Results of Fractional Rough Burgers equation in $H^s$ space and its application
Shuolin Zhang, Zhaonan Luo, Zhaoyang Yin
TL;DR
The paper analyzes well-posedness for the Fractional Rough Burgers equation on the torus driven by space-time white noise in Sobolev spaces. It develops two regimes: for higher dissipation $\gamma\in(\frac{4}{3},2]$, local well-posedness is shown (globality for $\gamma>\tfrac{3}{2}$) via a fixed-point framework; for lower dissipation $\gamma\in(\frac{5}{4},\frac{4}{3}]$, a para-controlled approach is developed to construct solutions with higher-regularity remainder. The Degasperis–Procesi shallow-water equation and its nonlocal rough variant are treated as applications of the FRB theory, with energy estimates supporting global results in appropriate ranges. The work provides a structured set of tools—Littlewood–Paley, stochastic regularity, and contraction mappings—alongside a para-controlled strategy to handle rough forcing, contributing to the broader understanding of dissipative SPDEs in Sobolev spaces.

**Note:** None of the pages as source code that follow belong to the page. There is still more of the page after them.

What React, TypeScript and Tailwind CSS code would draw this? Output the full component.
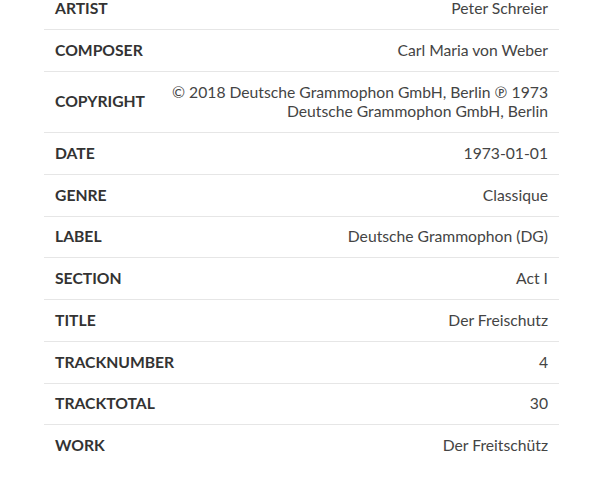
// App.tsx — track tag list (metadata table)

const tags: [string, string][] = [
  ['ARTIST', 'Peter Schreier'],
  ['COMPOSER', 'Carl Maria von Weber'],
  ['COPYRIGHT', '© 2018 Deutsche Grammophon GmbH, Berlin ℗ 1973 Deutsche Grammophon GmbH, Berlin'],
  ['DATE', '1973-01-01'],
  ['GENRE', 'Classique'],
  ['LABEL', 'Deutsche Grammophon (DG)'],
  ['SECTION', 'Act I'],
  ['TITLE', 'Der Freischutz'],
  ['TRACKNUMBER', '4'],
  ['TRACKTOTAL', '30'],
  ['WORK', 'Der Freitschütz'],
]

export default function App() {
  return (
    <div
      className="w-[598px] h-[499px] overflow-hidden bg-white"
      style={{ fontFamily: 'Lato, "Open Sans", sans-serif' }}
    >
      <div className="ml-[44px] w-[515px] -mt-[11.5px] text-[15.7px] leading-[19.25px]">
        {tags.map(([key, value], i) => (
          <div
            key={key}
            className={
              'flex items-center justify-between gap-4 px-[11px] py-[10.75px] ' +
              (i < tags.length - 1 ? 'border-b border-[#e6e6e6]' : '')
            }
          >
            <span className="font-bold text-[#333333] shrink-0">{key}</span>
            <span className="text-right text-[#444444] max-w-[385px]">{value}</span>
          </div>
        ))}
      </div>
    </div>
  )
}
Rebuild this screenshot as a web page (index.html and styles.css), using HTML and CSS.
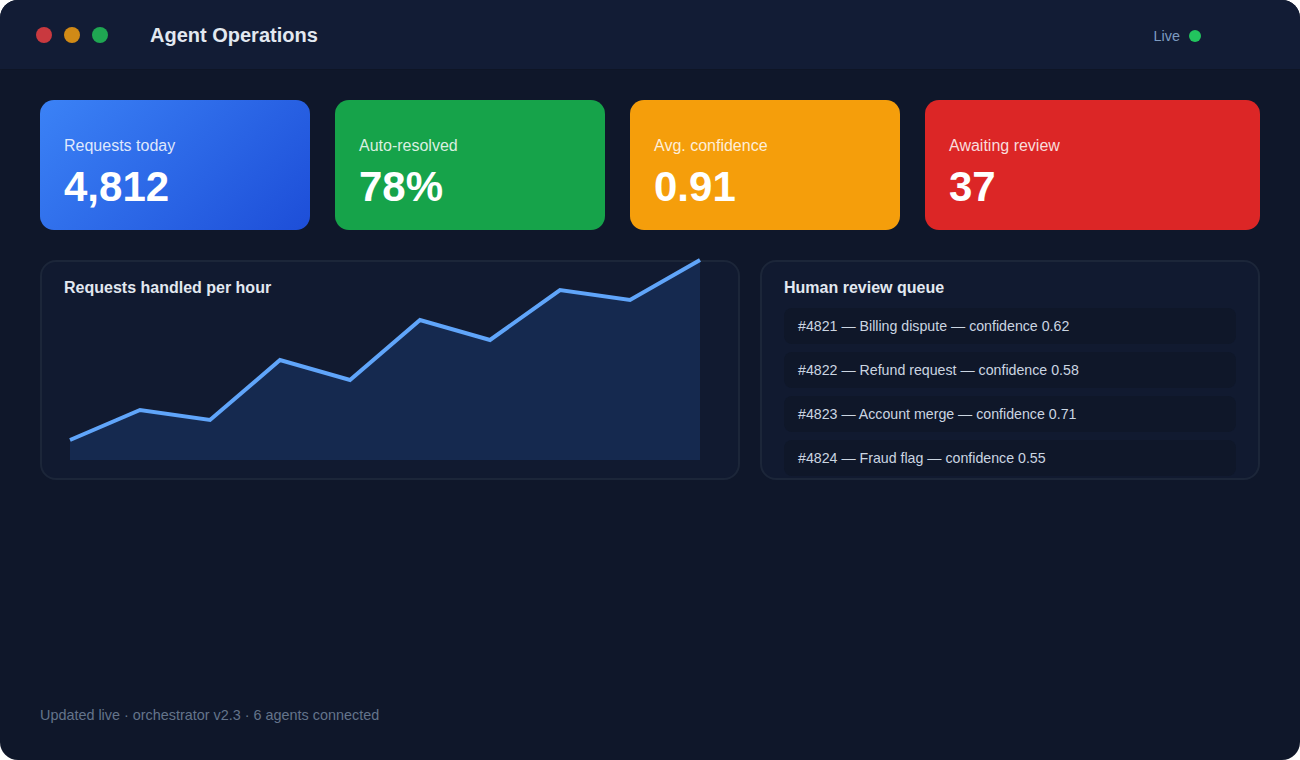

Overall, the paper advances rigorous treatment of rough stochastic PDEs with fractional dissipation and extends paracontrolled techniques to $H^s$ settings.
Abstract
In this paper, we study the well-posedness of Fractional Rough Burgers equation driven by space-time noise in $H^s(\m T)$ space. For the higher dissipation $γ\in(\frac{4}{3},2]$, we establish local well-posedness. Global well-posedness is further obtained when $γ$ is restricted to the interval $(\frac{3}{2}, 2]$. For the lower dissipation $γ\in(\frac{5}{4},\frac{4}{3}]$, we use the regularity analysis derivation the para-controlled solution.